Planets in binary star systems may be candidates for supporting extraterrestrial life. Their habitability is determined by many factors from a variety of sources. Typical estimates often suggest that 50% or more of all star systems are binary systems. This may be partly due to sampling bias, as massive and bright stars tend to be in binaries and these are most easily observed and catalogued; a more precise analysis has suggested that the more common fainter stars are usually singular, and that up to two thirds of all stellar systems are therefore solitary.

The separation between stars in a binary may range from less than one astronomical unit (au, the "average" Earth-to-Sun distance) to several hundred au. In latter instances, the gravitational effects will be negligible on a planet orbiting an otherwise suitable star, and habitability potential will not be disrupted unless the orbit is highly eccentric. In reality, some orbital ranges are impossible for dynamical reasons (the planet would be expelled from its orbit relatively quickly, being either ejected from the system altogether or transferred to a more inner or outer orbital range), whilst other orbits present serious challenges for eventual biospheres because of likely extreme variations in surface temperature during different parts of the orbit. If the separation is significantly close to the planet's distance, a stable orbit may be impossible.

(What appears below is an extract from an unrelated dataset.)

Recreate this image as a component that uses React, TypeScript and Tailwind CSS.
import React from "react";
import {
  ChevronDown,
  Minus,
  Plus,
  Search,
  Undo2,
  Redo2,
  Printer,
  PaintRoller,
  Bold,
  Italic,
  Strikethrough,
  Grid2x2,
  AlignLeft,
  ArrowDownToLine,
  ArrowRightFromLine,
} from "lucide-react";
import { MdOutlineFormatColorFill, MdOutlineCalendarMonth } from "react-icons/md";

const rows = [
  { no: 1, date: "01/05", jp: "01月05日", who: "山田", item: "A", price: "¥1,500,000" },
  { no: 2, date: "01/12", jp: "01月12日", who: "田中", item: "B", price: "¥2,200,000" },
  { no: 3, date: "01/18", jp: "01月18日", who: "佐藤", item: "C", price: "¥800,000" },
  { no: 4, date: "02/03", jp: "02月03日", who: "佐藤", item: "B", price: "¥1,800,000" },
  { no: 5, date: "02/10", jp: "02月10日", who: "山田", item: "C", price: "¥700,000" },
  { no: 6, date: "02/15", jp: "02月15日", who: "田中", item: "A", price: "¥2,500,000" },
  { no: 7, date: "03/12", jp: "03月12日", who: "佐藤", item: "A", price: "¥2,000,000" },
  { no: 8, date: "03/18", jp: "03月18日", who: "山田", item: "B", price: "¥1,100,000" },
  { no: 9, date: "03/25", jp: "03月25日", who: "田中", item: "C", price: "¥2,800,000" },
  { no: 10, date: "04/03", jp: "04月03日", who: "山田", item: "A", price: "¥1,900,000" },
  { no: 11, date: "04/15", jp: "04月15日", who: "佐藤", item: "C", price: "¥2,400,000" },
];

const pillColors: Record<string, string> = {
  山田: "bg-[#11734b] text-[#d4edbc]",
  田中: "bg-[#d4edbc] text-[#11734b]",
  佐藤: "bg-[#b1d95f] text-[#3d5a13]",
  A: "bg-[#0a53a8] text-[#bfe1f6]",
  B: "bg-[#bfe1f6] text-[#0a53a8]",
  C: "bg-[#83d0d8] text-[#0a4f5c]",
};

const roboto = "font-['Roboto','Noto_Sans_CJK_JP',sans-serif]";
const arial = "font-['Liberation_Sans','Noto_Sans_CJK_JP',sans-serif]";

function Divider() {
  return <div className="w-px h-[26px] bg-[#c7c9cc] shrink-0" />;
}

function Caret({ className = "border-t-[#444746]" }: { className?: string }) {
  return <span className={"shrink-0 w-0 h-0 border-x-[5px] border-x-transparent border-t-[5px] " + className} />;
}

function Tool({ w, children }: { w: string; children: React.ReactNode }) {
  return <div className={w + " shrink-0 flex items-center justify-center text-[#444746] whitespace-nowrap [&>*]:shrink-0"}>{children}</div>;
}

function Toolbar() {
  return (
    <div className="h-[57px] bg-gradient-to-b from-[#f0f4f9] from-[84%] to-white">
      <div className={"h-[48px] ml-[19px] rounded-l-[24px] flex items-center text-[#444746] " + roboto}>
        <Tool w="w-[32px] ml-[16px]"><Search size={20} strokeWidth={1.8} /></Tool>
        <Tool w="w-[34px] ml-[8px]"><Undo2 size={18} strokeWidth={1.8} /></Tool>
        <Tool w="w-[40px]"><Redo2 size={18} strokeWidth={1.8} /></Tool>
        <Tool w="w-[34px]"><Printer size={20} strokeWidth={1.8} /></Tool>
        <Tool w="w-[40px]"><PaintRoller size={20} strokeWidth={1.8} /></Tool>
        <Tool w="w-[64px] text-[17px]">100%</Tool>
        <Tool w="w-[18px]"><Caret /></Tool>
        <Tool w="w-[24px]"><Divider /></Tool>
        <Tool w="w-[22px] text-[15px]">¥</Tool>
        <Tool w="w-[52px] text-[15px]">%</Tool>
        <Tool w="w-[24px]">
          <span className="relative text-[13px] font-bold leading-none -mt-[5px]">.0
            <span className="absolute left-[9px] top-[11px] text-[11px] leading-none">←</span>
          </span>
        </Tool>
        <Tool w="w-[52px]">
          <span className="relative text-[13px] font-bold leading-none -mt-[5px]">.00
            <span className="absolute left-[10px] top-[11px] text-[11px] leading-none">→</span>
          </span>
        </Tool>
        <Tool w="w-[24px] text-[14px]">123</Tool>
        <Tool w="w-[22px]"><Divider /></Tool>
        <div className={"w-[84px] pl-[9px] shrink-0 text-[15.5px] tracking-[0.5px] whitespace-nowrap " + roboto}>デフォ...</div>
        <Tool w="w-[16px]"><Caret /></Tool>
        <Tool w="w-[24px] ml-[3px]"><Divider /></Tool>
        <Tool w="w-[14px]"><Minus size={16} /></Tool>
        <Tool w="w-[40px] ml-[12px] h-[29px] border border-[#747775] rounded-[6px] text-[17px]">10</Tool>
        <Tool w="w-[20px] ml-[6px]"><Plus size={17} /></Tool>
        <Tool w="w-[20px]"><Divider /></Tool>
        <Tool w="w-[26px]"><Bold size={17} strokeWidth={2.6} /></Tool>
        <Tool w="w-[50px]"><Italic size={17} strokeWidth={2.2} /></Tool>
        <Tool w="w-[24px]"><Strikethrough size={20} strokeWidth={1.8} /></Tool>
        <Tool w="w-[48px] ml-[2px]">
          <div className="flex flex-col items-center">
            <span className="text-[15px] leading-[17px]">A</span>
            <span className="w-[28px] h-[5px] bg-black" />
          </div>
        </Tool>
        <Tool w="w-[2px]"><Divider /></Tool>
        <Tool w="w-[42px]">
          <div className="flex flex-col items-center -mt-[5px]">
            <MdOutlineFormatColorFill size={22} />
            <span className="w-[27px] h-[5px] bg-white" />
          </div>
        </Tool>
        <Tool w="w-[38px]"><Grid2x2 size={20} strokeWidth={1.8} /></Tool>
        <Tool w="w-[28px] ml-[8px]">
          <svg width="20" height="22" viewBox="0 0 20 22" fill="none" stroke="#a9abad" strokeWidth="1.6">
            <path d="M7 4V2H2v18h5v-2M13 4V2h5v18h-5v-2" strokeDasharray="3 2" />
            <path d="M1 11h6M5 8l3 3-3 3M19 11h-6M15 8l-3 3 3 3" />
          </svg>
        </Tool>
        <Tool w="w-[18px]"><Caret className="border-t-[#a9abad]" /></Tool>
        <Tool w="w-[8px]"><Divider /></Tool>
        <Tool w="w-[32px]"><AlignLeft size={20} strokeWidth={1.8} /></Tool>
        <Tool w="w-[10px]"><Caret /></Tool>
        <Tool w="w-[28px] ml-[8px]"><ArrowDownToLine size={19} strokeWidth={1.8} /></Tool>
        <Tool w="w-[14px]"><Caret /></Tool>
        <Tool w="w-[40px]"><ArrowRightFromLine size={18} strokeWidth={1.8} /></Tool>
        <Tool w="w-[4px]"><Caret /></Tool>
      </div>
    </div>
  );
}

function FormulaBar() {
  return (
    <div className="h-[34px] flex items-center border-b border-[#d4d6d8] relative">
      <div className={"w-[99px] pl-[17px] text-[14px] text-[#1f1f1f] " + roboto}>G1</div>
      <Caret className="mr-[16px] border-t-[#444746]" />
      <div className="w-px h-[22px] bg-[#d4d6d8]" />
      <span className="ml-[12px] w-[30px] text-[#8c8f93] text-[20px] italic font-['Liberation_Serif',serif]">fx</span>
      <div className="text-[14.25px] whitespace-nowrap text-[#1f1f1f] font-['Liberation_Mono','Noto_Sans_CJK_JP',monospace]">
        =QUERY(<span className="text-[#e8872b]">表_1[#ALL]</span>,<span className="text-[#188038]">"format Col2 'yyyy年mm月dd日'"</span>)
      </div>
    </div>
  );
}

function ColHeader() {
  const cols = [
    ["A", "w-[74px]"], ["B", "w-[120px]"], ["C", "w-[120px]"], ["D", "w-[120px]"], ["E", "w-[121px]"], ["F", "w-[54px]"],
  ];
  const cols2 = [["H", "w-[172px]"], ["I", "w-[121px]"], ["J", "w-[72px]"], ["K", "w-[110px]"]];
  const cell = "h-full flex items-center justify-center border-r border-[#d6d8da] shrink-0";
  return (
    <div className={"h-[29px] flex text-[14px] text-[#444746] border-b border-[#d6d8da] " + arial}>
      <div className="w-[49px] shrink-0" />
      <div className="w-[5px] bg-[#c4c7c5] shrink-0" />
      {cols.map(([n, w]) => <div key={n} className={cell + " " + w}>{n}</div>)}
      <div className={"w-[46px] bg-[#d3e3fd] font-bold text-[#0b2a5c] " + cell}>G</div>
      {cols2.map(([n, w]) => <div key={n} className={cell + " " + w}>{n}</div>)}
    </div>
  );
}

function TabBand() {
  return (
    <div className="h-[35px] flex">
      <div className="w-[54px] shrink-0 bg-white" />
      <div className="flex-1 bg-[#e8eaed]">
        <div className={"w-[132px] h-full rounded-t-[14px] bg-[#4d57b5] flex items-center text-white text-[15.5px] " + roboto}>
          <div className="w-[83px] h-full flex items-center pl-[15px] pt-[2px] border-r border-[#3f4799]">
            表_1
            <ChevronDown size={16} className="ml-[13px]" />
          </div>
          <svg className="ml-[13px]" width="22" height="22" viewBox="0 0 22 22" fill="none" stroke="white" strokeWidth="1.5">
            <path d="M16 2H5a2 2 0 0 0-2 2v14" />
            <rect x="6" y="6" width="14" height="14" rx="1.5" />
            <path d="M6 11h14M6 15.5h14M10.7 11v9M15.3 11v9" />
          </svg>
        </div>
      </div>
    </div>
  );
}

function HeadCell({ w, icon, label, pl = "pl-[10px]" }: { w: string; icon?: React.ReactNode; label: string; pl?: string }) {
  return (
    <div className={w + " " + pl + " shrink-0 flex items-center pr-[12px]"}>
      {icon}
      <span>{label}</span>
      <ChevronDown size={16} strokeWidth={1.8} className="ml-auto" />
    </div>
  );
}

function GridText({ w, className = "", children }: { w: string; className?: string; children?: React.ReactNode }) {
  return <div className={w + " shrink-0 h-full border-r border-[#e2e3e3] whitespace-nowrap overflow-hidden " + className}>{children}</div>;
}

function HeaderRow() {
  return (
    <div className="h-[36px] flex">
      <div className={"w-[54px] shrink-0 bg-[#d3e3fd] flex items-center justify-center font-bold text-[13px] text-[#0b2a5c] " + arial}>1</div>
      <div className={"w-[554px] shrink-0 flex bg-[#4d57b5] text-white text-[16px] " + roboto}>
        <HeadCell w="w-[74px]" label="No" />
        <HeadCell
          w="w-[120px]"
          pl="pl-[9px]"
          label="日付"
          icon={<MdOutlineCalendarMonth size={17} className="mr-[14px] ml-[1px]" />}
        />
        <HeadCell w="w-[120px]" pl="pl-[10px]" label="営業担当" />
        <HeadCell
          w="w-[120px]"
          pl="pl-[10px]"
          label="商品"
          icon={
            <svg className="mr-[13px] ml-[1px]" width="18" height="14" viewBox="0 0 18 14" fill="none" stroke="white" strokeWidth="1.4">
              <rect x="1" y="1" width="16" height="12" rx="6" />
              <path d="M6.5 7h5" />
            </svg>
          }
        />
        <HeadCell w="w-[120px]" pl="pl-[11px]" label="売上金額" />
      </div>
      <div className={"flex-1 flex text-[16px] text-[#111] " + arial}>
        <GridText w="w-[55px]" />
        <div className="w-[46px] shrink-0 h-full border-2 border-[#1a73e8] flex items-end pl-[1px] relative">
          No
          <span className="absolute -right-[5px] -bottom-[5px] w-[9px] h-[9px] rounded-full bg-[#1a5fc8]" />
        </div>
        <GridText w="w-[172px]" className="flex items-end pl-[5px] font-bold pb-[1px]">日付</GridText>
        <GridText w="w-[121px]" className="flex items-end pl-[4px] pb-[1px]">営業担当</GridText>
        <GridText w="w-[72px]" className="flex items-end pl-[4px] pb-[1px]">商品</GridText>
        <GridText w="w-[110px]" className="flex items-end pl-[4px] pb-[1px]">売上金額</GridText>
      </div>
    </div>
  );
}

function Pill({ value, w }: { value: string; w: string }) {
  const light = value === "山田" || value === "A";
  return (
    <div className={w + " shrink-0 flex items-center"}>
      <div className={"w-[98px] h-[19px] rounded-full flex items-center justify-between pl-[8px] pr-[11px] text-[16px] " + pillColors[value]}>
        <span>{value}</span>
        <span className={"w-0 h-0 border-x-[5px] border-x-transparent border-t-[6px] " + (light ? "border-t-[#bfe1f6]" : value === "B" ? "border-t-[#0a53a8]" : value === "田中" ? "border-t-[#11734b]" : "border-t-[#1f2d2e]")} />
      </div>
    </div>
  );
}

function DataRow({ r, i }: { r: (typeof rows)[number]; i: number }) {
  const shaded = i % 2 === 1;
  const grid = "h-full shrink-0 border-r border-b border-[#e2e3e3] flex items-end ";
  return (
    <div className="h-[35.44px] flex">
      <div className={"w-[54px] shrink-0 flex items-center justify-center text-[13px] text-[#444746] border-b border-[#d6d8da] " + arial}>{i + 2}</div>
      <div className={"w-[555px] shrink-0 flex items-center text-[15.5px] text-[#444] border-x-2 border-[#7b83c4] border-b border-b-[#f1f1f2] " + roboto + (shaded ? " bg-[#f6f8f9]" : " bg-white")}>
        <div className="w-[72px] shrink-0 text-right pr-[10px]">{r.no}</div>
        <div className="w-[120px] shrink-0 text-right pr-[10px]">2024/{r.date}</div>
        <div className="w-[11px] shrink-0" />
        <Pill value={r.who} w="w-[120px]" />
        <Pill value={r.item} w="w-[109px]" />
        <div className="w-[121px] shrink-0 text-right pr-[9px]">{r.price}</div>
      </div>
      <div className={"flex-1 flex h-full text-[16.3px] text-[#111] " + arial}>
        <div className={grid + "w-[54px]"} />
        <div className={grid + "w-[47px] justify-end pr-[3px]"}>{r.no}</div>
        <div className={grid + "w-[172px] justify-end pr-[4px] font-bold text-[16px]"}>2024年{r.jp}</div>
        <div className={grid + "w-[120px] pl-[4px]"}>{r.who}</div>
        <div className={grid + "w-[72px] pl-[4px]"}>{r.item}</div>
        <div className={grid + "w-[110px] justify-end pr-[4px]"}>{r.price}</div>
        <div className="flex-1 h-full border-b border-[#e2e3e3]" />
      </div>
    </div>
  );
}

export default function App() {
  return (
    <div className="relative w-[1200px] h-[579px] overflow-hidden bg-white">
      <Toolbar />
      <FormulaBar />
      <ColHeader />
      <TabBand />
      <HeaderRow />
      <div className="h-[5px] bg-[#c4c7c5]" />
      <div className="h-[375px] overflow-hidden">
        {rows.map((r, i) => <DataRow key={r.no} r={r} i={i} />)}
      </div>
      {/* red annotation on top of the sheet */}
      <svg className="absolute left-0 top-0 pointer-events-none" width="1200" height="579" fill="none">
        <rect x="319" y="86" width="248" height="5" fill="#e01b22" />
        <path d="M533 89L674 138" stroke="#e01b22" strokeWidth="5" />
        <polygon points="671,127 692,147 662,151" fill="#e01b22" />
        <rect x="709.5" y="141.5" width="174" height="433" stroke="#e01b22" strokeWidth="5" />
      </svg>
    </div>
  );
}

Planets that orbit just one star in a binary pair are said to have "S-type" orbits, whereas those that orbit around both stars have "P-type" or "circumbinary" orbits. It is estimated that 50–60% of binary stars are capable of supporting habitable terrestrial planets within stable orbital ranges.

==Non-circumbinary planet (S-Type)==
In non-circumbinary planets, if a planet's distance to its primary exceeds about one fifth of the closest approach of the other star, orbital stability is not guaranteed. Whether planets might form in binaries at all had long been unclear, given that gravitational forces might interfere with planet formation. Theoretical work by Alan Boss at the Carnegie Institution has shown that gas giants can form around stars in binary systems much as they do around solitary stars.

Studies of Alpha Centauri, the nearest star system to the Sun, suggested that binaries need not be discounted in the search for habitable planets. Centauri A and B have an 11 au distance at closest approach (23 au mean), and both have stable habitable zones. A study of long-term orbital stability for simulated planets within the system shows that planets within approximately three au of either star may remain stable (i.e. the semi-major axis deviating by less than 5%). The habitable zone for Alpha Centauri A extends, conservatively estimated, from 1.37 to 1.76 au and that of Alpha Centauri B from 0.77 to 1.14 au—well within the stable region in both cases.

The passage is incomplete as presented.